Local processing. Desktop AI agents like docrew bring document understanding to local environments, eliminating the privacy concerns of cloud-based OCR services. You get AI-level comprehension without uploading your files.
Choosing your approach
Use traditional OCR when:
- You need keyword search across large scanned archives
- Documents are perfectly uniform (identical forms, fixed layouts)
- Volume is in the millions and cost per page must be minimal
- You only need raw text, not structured data
Use AI document understanding when:
- Documents come in varying formats from multiple sources
- You need structured data extraction (fields, tables, entities)
- Documents require interpretation (contracts, reports, correspondence)
- You want to extract and analyze in a single workflow
- Privacy requires local processing
Use both when:
- You have scanned archives that need AI-level analysis
- OCR provides the text layer; AI provides the understanding layer
docrew uses AI document understanding by default. The agent reads your documents -- PDFs, DOCX, XLSX, images -- and extracts structured information based on your instructions. No OCR configuration, no templates, no rules engine. Describe what you need, and the agent finds it.

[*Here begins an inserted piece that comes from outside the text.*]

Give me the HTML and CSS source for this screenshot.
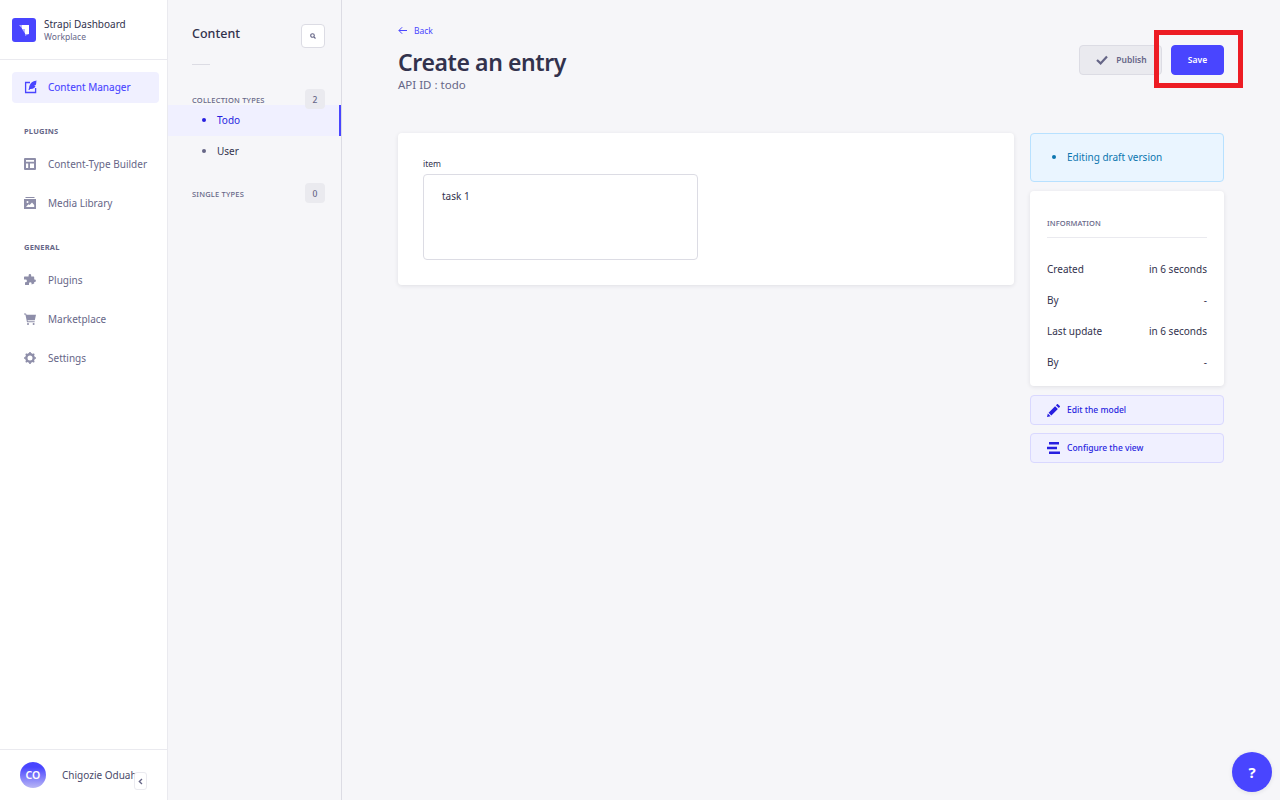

The end of template maintenance
The single biggest operational improvement in moving from OCR to AI is the elimination of template maintenance.
Organizations running OCR-based extraction systems spend significant time maintaining templates. Every new vendor format needs a template. Every layout change needs a template update. Template libraries grow to hundreds of entries, each one a potential point of failure.
AI document understanding has no templates. The model reads each document fresh, based on understanding rather than position mapping. A new vendor format works on the first try. A layout change doesn't break anything. The system adapts because comprehension is inherently adaptive.
If you're maintaining an OCR template library, the switch to AI document understanding pays for itself in reduced maintenance alone -- before you count the accuracy improvements, the format flexibility, and the simplified architecture.